What mathematicians most wanted and needed from me was to learn my ways of thinking, and not in fact to learn my proof of the geometrization conjecture for Haken manifolds. It is unlikely that the proof of the general geometrization conjecture will consist of pushing the same proof further.
I am not really sure what he is rebutting here, as Thurston seems to concede that he never published the proof. Nevertheless, Thurston's paper is famous, and UCLA mathematician Terry Tao just wrote that he would tag it as a "must read" for all research mathematicians.

Go ahead and read it, but keep in mind that Thurston was on the fringe of mathematics by denying the importance of a written proof. He was cited in a notorious 1993 SciAm article on the Death of Proof, and the author says he relied heavily on Thurston. Thurston was probably embarrassed by this paragraph:
Thurston emphasizes that he believes mathematical truths are discovered and not invented. But on the subject of proofs, he sounds less like a disciple of Plato than of Thomas S. Kuhn, the philosopher who argued in his 1962 book, The Structure of Scientific Revolutions, that scientific theories are accepted for social reasons rather than because they are in any objective sense “true.” “That mathematics reduces in principle to formal proofs is a shaky idea” peculiar to this century, Thurston asserts. “In practice, mathematicians prove theorems in a social context,” he says. “It is a socially conditioned body of knowledge and techniques.”
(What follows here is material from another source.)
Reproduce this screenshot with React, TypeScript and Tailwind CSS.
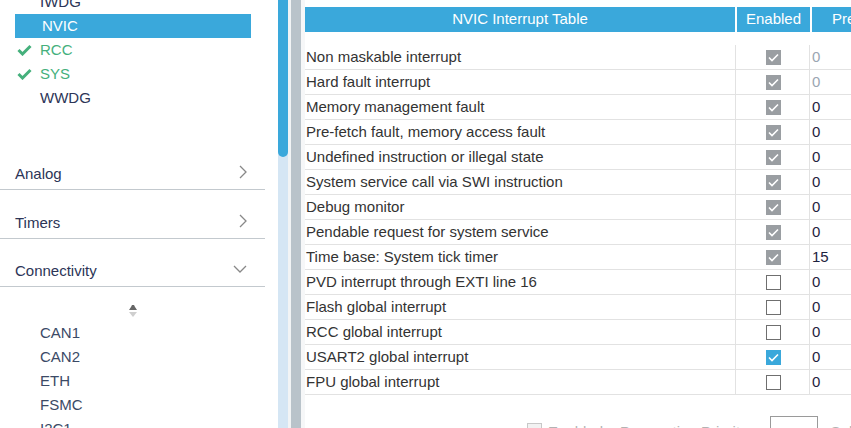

No mathematician wants to be associated with a Kuhnian paradigm shifter, so this paragraph surely also prompted Thurston's essay. Meanwhile, Thurston's geometrization conjecture has been proved in connection with the solution to the Poincaré conjecture. Yes, Poincare's analysis situs led to a century of research by the smartest people to solve it. And of course the mathematical community has published the proof several times over, even if some of the original provers left some gaps.